_Source material:_
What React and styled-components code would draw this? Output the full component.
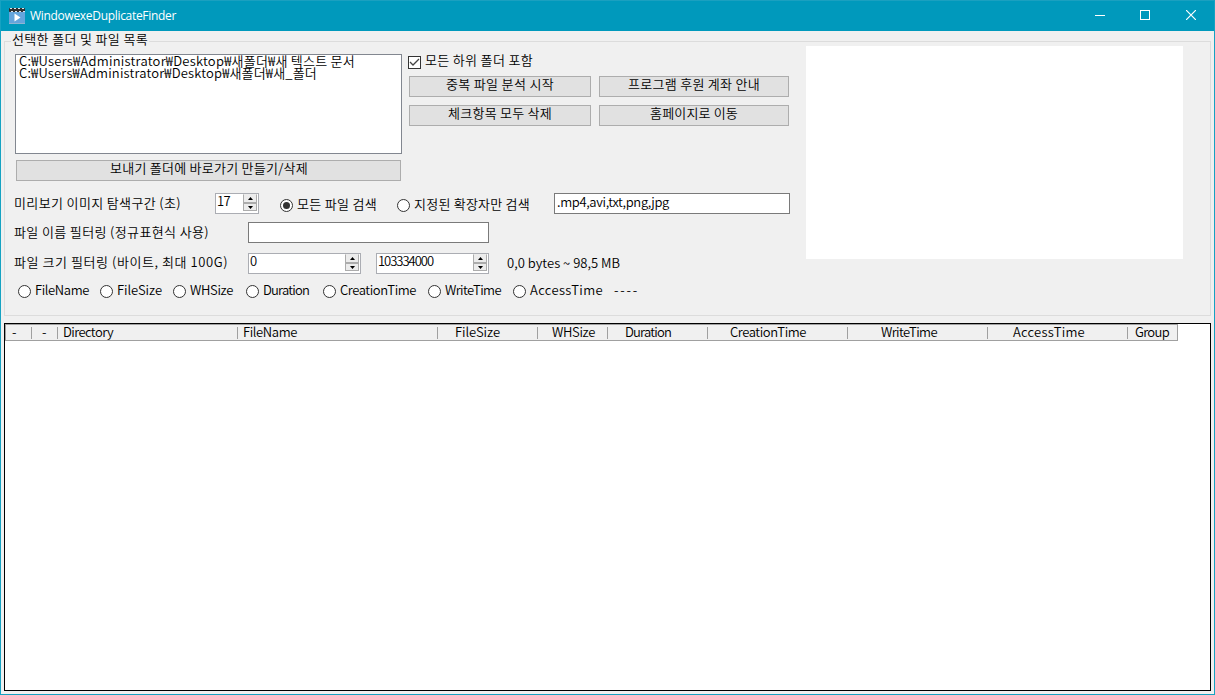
import React, { useLayoutEffect, useRef, useState } from "react"
import styled, { createGlobalStyle } from "styled-components"

const GlobalStyle = createGlobalStyle`
  * {
    box-sizing: border-box;
  }
  body {
    margin: 0;
    overflow: hidden;
    background: #f0f0f0;
    color: #000;
    font-family: "Noto Sans CJK KR", "Noto Sans", sans-serif;
    font-size: 13px;
    font-weight: 350;
    line-height: 16px;
  }
`

const Window = styled.div`
  width: 1215px;
  height: 695px;
  display: flex;
  flex-direction: column;
  background: #f0f0f0;
  border: 1px solid #16a2c2;
  border-top: none;
`
const TitleBar = styled.div`
  height: 31px;
  flex: none;
  display: flex;
  align-items: center;
  padding: 0 0 1px 8px;
  background: #0099bc;
  border-top: 1px solid #1aa0c0;
  color: #fff;
  font-family: "Open Sans", "Noto Sans", sans-serif;
  font-size: 12px;
  font-weight: 400;
`
const Title = styled.div`
  flex: 1;
  margin-left: 5px;
  padding-top: 1px;
`
const WindowButton = styled.div`
  width: 46px;
  height: 28px;
  display: flex;
  align-items: center;
  justify-content: center;
`
const CaptionIcon = styled.svg`
  display: block;
  margin-bottom: 1px;
`
const Client = styled.div`
  flex: 1;
  display: flex;
  flex-direction: column;
  padding: 1px 3px 3px;
`

const GroupBox = styled.fieldset`
  height: 284px;
  margin: 0 0 7px;
  padding: 0;
  border: 1px solid #dcdcdc;
`
const Legend = styled.legend`
  height: 19px;
  margin-left: 6px;
  padding: 0 1px;
  line-height: 13px;
`
const Panel = styled.div`
  display: flex;
`
const Controls = styled.div`
  width: 801px;
  display: flex;
  flex-direction: column;
`
const Preview = styled.div`
  width: 377px;
  height: 213px;
  margin-top: -5px;
  background: #fff;
`

const TopArea = styled.div`
  height: 142px;
  display: flex;
  padding: 3px 0 0 10px;
`
const ListColumn = styled.div`
  width: 387px;
  display: flex;
  flex-direction: column;
  gap: 6px;
`
const ListBox = styled.div`
  height: 100px;
  padding: 0 0 0 3px;
  background: #fff;
  border: 1px solid #828790;
`
const ListItem = styled.div`
  height: 12px;
  line-height: 12px;
`
const Button = styled.div`
  width: ${props => props.$width}px;
  height: 21px;
  display: flex;
  justify-content: center;
  background: #e1e1e1;
  border: 1px solid #adadad;
  line-height: 13px;
`
const SendToButton = styled(Button)`
  margin-left: 1px;
  padding-left: 1px;
`
const Actions = styled.div`
  padding: 2px 0 0 6px;
`
const CheckRow = styled.div`
  height: 20px;
  display: flex;
  gap: 4px;
  line-height: 8px;
`
const CheckMark = styled.svg`
  width: 13px;
  height: 13px;
  flex: none;
`
const ButtonGrid = styled.div`
  display: grid;
  grid-template-columns: 182px 190px;
  gap: 8px;
  margin-left: 1px;
`

const Row = styled.div`
  height: ${props => props.$height}px;
  display: flex;
  padding-left: 9px;
`
const Label = styled.div`
  width: ${props => props.$width}px;
  padding-top: ${props => props.$top || 0}px;
`
const TextBox = styled.div`
  width: ${props => props.$width}px;
  height: 21px;
  padding-left: 2px;
  background: #fff;
  border: 1px solid #7a7a7a;
`
const SpinBox = styled.div`
  width: ${props => props.$width}px;
  height: 21px;
  margin-right: ${props => props.$after}px;
  padding: 0 1px;
  display: flex;
  justify-content: space-between;
  background: #fff;
  border: 1px solid #abadb3;
  line-height: 13px;
`
const SpinButtons = styled.div`
  width: 14px;
  height: 17px;
`
const SpinButton = styled.div`
  height: ${props => (props.$up ? 9 : 8)}px;
  display: flex;
  align-items: center;
  justify-content: center;
  background: #ececec;
  border: 1px solid #acacac;
  border-top-color: ${props => (props.$up ? "#ececec" : "#acacac")};
`
const Option = styled.div`
  width: ${props => props.$width}px;
  display: flex;
  gap: 4px;
`
const OptionText = styled.div`
  margin-top: -3px;
`
const Circle = styled.div`
  width: 13px;
  height: 13px;
  flex: none;
  display: flex;
  align-items: center;
  justify-content: center;
  background: #fff;
  border: 1px solid #333;
  border-radius: 50%;
`
const Dot = styled.div`
  width: 7px;
  height: 7px;
  background: #333;
  border-radius: 50%;
`
const SearchOptions = styled.div`
  display: flex;
  padding-top: 6px;
`
const SortRow = styled(Row)`
  padding-left: 13px;
`

const Table = styled.div`
  height: 368px;
  background: #fff;
  border: 1px solid #000;
`
const TableHeader = styled.div`
  width: 1173px;
  height: 17px;
  display: flex;
  background: #f0f0f0;
  border: 1px solid #a0a0a0;
`
const HeaderCell = styled.div`
  width: ${props => props.$width}px;
  height: 12px;
  flex: none;
  margin-top: 2px;
  padding-left: ${props => props.$pad}px;
  border-right: ${props => (props.$last ? "none" : "1px solid #a0a0a0")};
  line-height: 9px;
`

const Fitted = styled.span`
  display: inline-block;
  white-space: pre;
`

// spreads the letters so that the text is exactly `width` pixels wide
const Fit = ({ width, children }) => {
  const ref = useRef(null)
  const [spacing, setSpacing] = useState(0)

  useLayoutEffect(() => {
    const natural = ref.current.getBoundingClientRect().width
    setSpacing((width - natural) / children.length)
  }, [])

  return (
    <Fitted ref={ref} style={{ letterSpacing: spacing }}>
      {children}
    </Fitted>
  )
}

const files = [
  { path: "C:₩Users₩Administrator₩Desktop₩새폴더₩새 텍스트 문서", width: 336 },
  { path: "C:₩Users₩Administrator₩Desktop₩새폴더₩새_폴더", width: 298 },
]

const actions = [
  { title: "중복 파일 분석 시작", width: 182, text: 108 },
  { title: "프로그램 후원 계좌 안내", width: 190, text: 132 },
  { title: "체크항목 모두 삭제", width: 182, text: 104 },
  { title: "홈페이지로 이동", width: 190, text: 88 },
]

const sortKeys = [
  { title: "FileName", width: 82, text: 54 },
  { title: "FileSize", width: 73, text: 45 },
  { title: "WHSize", width: 73, text: 43 },
  { title: "Duration", width: 77, text: 46 },
  { title: "CreationTime", width: 105, text: 76 },
  { title: "WriteTime", width: 85, text: 56 },
  { title: "AccessTime", width: 101, text: 73 },
]

const columns = [
  { title: "-", width: 26, pad: 6, text: 7 },
  { title: "-", width: 26, pad: 10, text: 7 },
  { title: "Directory", width: 180, pad: 5, text: 50 },
  { title: "FileName", width: 200, pad: 5, text: 54 },
  { title: "FileSize", width: 100, pad: 17, text: 45 },
  { title: "WHSize", width: 70, pad: 14, text: 43 },
  { title: "Duration", width: 100, pad: 17, text: 46 },
  { title: "CreationTime", width: 140, pad: 22, text: 76 },
  { title: "WriteTime", width: 140, pad: 33, text: 56 },
  { title: "AccessTime", width: 140, pad: 25, text: 72 },
  { title: "Group", width: 49, pad: 7, text: 34 },
]

const AppIcon = () => (
  <svg width="16" height="16" viewBox="0 0 16 16">
    <rect x="0" y="4" width="16" height="12" fill="#65a5dc" />
    <path d="M0 15.5h16" stroke="#8fb4d2" />
    <rect x="0" y="0" width="16" height="4" rx="1" fill="#303030" />
    <path d="M1 0.5h2M5 0.5h2M9 0.5h2M13 0.5h2M2 3.5h2M6 3.5h2M10 3.5h2M14 3.5h2" stroke="#dfe6ea" />
    <path d="M5.5 5.5v8l6-4z" fill="#fff" />
  </svg>
)

const Arrow = ({ up }) => (
  <svg width="5" height="3" viewBox="0 0 5 3">
    <path d={up ? "M0 3h5L2.5 0z" : "M0 0h5L2.5 3z"} fill="#000" />
  </svg>
)

const Spinner = ({ value, width, text, after }) => (
  <SpinBox $width={width} $after={after}>
    <Fit width={text}>{value}</Fit>
    <SpinButtons>
      <SpinButton $up>
        <Arrow up />
      </SpinButton>
      <SpinButton>
        <Arrow />
      </SpinButton>
    </SpinButtons>
  </SpinBox>
)

const Radio = ({ title, width, text, checked }) => (
  <Option $width={width}>
    <Circle>{checked ? <Dot /> : ""}</Circle>
    <OptionText>
      <Fit width={text}>{title}</Fit>
    </OptionText>
  </Option>
)

const Header = () => (
  <TitleBar>
    <AppIcon />
    <Title>
      <Fit width={146}>WindowexeDuplicateFinder</Fit>
    </Title>
    <WindowButton>
      <CaptionIcon width="12" height="10">
        <path d="M2 5.5h10" stroke="#fff" />
      </CaptionIcon>
    </WindowButton>
    <WindowButton>
      <CaptionIcon width="10" height="10">
        <rect x="0.5" y="0.5" width="9" height="9" fill="none" stroke="#fff" />
      </CaptionIcon>
    </WindowButton>
    <WindowButton>
      <CaptionIcon width="10" height="10">
        <path d="M0 0l10 10M10 0L0 10" stroke="#fff" strokeWidth="1.2" />
      </CaptionIcon>
    </WindowButton>
  </TitleBar>
)

const App = () => (
  <>
    <GlobalStyle />
    <Window>
      <Header />
      <Client>
        <GroupBox>
          <Legend>
            <Fit width={136}>선택한 폴더 및 파일 목록</Fit>
          </Legend>
          <Panel>
            <Controls>
              <TopArea>
                <ListColumn>
                  <ListBox>
                    {files.map(file => (
                      <ListItem key={file.path}>
                        <Fit width={file.width}>{file.path}</Fit>
                      </ListItem>
                    ))}
                  </ListBox>
                  <SendToButton $width={385}>
                    <Fit width={198}>보내기 폴더에 바로가기 만들기/삭제</Fit>
                  </SendToButton>
                </ListColumn>
                <Actions>
                  <CheckRow>
                    <CheckMark viewBox="0 0 13 13">
                      <rect x="0.5" y="0.5" width="12" height="12" fill="#fff" stroke="#333" />
                      <path d="M2 6l3 3 6-6" fill="none" stroke="#444" strokeWidth="1.3" />
                    </CheckMark>
                    <Fit width={108}>모든 하위 폴더 포함</Fit>
                  </CheckRow>
                  <ButtonGrid>
                    {actions.map(action => (
                      <Button key={action.title} $width={action.width}>
                        <Fit width={action.text}>{action.title}</Fit>
                      </Button>
                    ))}
                  </ButtonGrid>
                </Actions>
              </TopArea>

              <Row $height={29}>
                <Label $width={201} $top={2}>
                  <Fit width={167}>미리보기 이미지 탐색구간 (초)</Fit>
                </Label>
                <Spinner value="17" width={44} text={13} after={21} />
                <SearchOptions>
                  <Radio title="모든 파일 검색" width={117} text={80} checked />
                  <Radio title="지정된 확장자만 검색" width={157} text={116} />
                </SearchOptions>
                <TextBox $width={236}>
                  <Fit width={112}>.mp4,avi,txt,png,jpg</Fit>
                </TextBox>
              </Row>
              <Row $height={31}>
                <Label $width={234} $top={2}>
                  <Fit width={195}>파일 이름 필터링 (정규표현식 사용)</Fit>
                </Label>
                <TextBox $width={241} />
              </Row>
              <Row $height={32}>
                <Label $width={234} $top={1}>
                  <Fit width={214}>파일 크기 필터링 (바이트, 최대 100G)</Fit>
                </Label>
                <Spinner value="0" width={113} text={7} after={15} />
                <Spinner value="103334000" width={113} text={55} after={18} />
                <Label $width={120} $top={2}>
                  <Fit width={113}>0,0 bytes ~ 98,5 MB</Fit>
                </Label>
              </Row>
              <SortRow $height={16}>
                {sortKeys.map(key => (
                  <Radio key={key.title} {...key} />
                ))}
                <OptionText>
                  <Fit width={25}>----</Fit>
                </OptionText>
              </SortRow>
            </Controls>
            <Preview />
          </Panel>
        </GroupBox>
        <Table>
          <TableHeader>
            {columns.map((column, index) => (
              <HeaderCell
                key={index}
                $width={column.width}
                $pad={column.pad}
                $last={index === columns.length - 1}
              >
                <Fit width={column.text}>{column.title}</Fit>
              </HeaderCell>
            ))}
          </TableHeader>
        </Table>
      </Client>
    </Window>
  </>
)

export default App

_What is being asked:_ Each line that has the word "components" should be copied.

_Answer to the task:_
What React and styled-components code would draw this? Output the full component.
import styled, { createGlobalStyle } from "styled-components"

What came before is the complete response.